Restate the data below word for word. Skip any images it contains.
## START
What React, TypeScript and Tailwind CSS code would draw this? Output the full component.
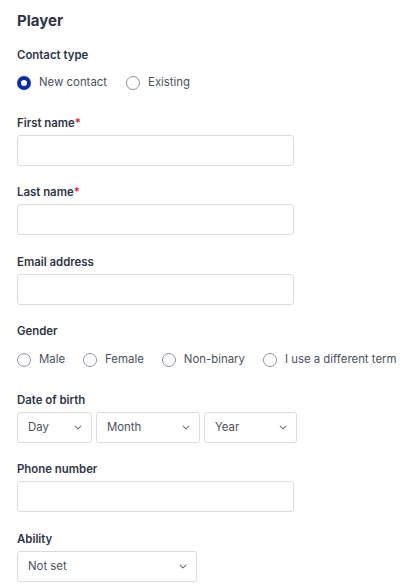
import React from 'react';

const labelCls = "block text-[11.4px] leading-4 font-semibold text-[#2d3648]";

function Radio({ label, checked = false }: { label: string; checked?: boolean }) {
  return (
    <label className="flex items-center gap-2 h-5">
      {checked ? (
        <span className="w-[14px] h-[14px] rounded-full border-[4px] border-[#0a2ea6] bg-white box-border" />
      ) : (
        <span className="w-[14px] h-[14px] rounded-full border-[1.5px] border-[#8c93a0] bg-white box-border" />
      )}
      <span className="text-[11.4px] text-[#4a5160]">{label}</span>
    </label>
  );
}

function Chevron() {
  return (
    <svg width="8" height="5" viewBox="0 0 8 5" fill="none" className="shrink-0">
      <path d="M1.2 1.2l2.8 2.6 2.8-2.6" stroke="#6b7280" strokeWidth="1.1" strokeLinecap="round" strokeLinejoin="round" />
    </svg>
  );
}

function Select({ value, width }: { value: string; width: string }) {
  return (
    <div className={`${width} h-[31px] flex items-center justify-between pl-[10px] pr-[9px] border border-[#dcdcdc] rounded-[3px] bg-white`}>
      <span className="text-[11.4px] text-[#4a5160]">{value}</span>
      <Chevron />
    </div>
  );
}

function TextField({ label, required = false, className = "" }: { label: string; required?: boolean; className?: string }) {
  return (
    <div className={className}>
      <div className={labelCls}>
        {label}
        {required && <span className="text-[#e0182d]">*</span>}
      </div>
      <input
        type="text"
        className="mt-1 block w-[277px] h-[31px] border border-[#dcdcdc] rounded-[3px] bg-white px-2 text-[12px] outline-none"
      />
    </div>
  );
}

export default function App() {
  return (
    <div className="min-h-[584px] bg-white pl-[17px] pt-[9px] font-['Inter',sans-serif]">
      <h2 className="text-[15px] leading-6 font-bold text-[#2d3648]">Player</h2>

      <div className="mt-[14px]">
        <div className={labelCls}>Contact type</div>
        <div className="mt-[10px] flex items-center gap-[19px]">
          <Radio label="New contact" checked />
          <Radio label="Existing" />
        </div>
      </div>

      <TextField label="First name" required className="mt-[22px]" />
      <TextField label="Last name" required className="mt-[18px]" />
      <TextField label="Email address" className="mt-[19px]" />

      <div className="mt-[18px]">
        <div className={labelCls}>Gender</div>
        <div className="mt-[11px] flex items-center gap-[18px]">
          <Radio label="Male" />
          <Radio label="Female" />
          <Radio label="Non-binary" />
          <Radio label="I use a different term" />
        </div>
      </div>

      <div className="mt-[22px]">
        <div className={labelCls}>Date of birth</div>
        <div className="mt-1 flex gap-1">
          <Select value="Day" width="w-[75px]" />
          <Select value="Month" width="w-[104px]" />
          <Select value="Year" width="w-[93px]" />
        </div>
      </div>

      <TextField label="Phone number" className="mt-[18px]" />

      <div className="mt-[19px]">
        <div className={labelCls}>Ability</div>
        <div className="mt-1">
          <Select value="Not set" width="w-[180px]" />
        </div>
      </div>
    </div>
  );
}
## END
**Full output:**
What React, TypeScript and Tailwind CSS code would draw this? Output the full component.
import React from 'react';

const labelCls = "block text-[11.4px] leading-4 font-semibold text-[#2d3648]";

function Radio({ label, checked = false }: { label: string; checked?: boolean }) {
  return (
    <label className="flex items-center gap-2 h-5">
      {checked ? (
        <span className="w-[14px] h-[14px] rounded-full border-[4px] border-[#0a2ea6] bg-white box-border" />
      ) : (
        <span className="w-[14px] h-[14px] rounded-full border-[1.5px] border-[#8c93a0] bg-white box-border" />
      )}
      <span className="text-[11.4px] text-[#4a5160]">{label}</span>
    </label>
  );
}

function Chevron() {
  return (
    <svg width="8" height="5" viewBox="0 0 8 5" fill="none" className="shrink-0">
      <path d="M1.2 1.2l2.8 2.6 2.8-2.6" stroke="#6b7280" strokeWidth="1.1" strokeLinecap="round" strokeLinejoin="round" />
    </svg>
  );
}

function Select({ value, width }: { value: string; width: string }) {
  return (
    <div className={`${width} h-[31px] flex items-center justify-between pl-[10px] pr-[9px] border border-[#dcdcdc] rounded-[3px] bg-white`}>
      <span className="text-[11.4px] text-[#4a5160]">{value}</span>
      <Chevron />
    </div>
  );
}

function TextField({ label, required = false, className = "" }: { label: string; required?: boolean; className?: string }) {
  return (
    <div className={className}>
      <div className={labelCls}>
        {label}
        {required && <span className="text-[#e0182d]">*</span>}
      </div>
      <input
        type="text"
        className="mt-1 block w-[277px] h-[31px] border border-[#dcdcdc] rounded-[3px] bg-white px-2 text-[12px] outline-none"
      />
    </div>
  );
}

export default function App() {
  return (
    <div className="min-h-[584px] bg-white pl-[17px] pt-[9px] font-['Inter',sans-serif]">
      <h2 className="text-[15px] leading-6 font-bold text-[#2d3648]">Player</h2>

      <div className="mt-[14px]">
        <div className={labelCls}>Contact type</div>
        <div className="mt-[10px] flex items-center gap-[19px]">
          <Radio label="New contact" checked />
          <Radio label="Existing" />
        </div>
      </div>

      <TextField label="First name" required className="mt-[22px]" />
      <TextField label="Last name" required className="mt-[18px]" />
      <TextField label="Email address" className="mt-[19px]" />

      <div className="mt-[18px]">
        <div className={labelCls}>Gender</div>
        <div className="mt-[11px] flex items-center gap-[18px]">
          <Radio label="Male" />
          <Radio label="Female" />
          <Radio label="Non-binary" />
          <Radio label="I use a different term" />
        </div>
      </div>

      <div className="mt-[22px]">
        <div className={labelCls}>Date of birth</div>
        <div className="mt-1 flex gap-1">
          <Select value="Day" width="w-[75px]" />
          <Select value="Month" width="w-[104px]" />
          <Select value="Year" width="w-[93px]" />
        </div>
      </div>

      <TextField label="Phone number" className="mt-[18px]" />

      <div className="mt-[19px]">
        <div className={labelCls}>Ability</div>
        <div className="mt-1">
          <Select value="Not set" width="w-[180px]" />
        </div>
      </div>
    </div>
  );
}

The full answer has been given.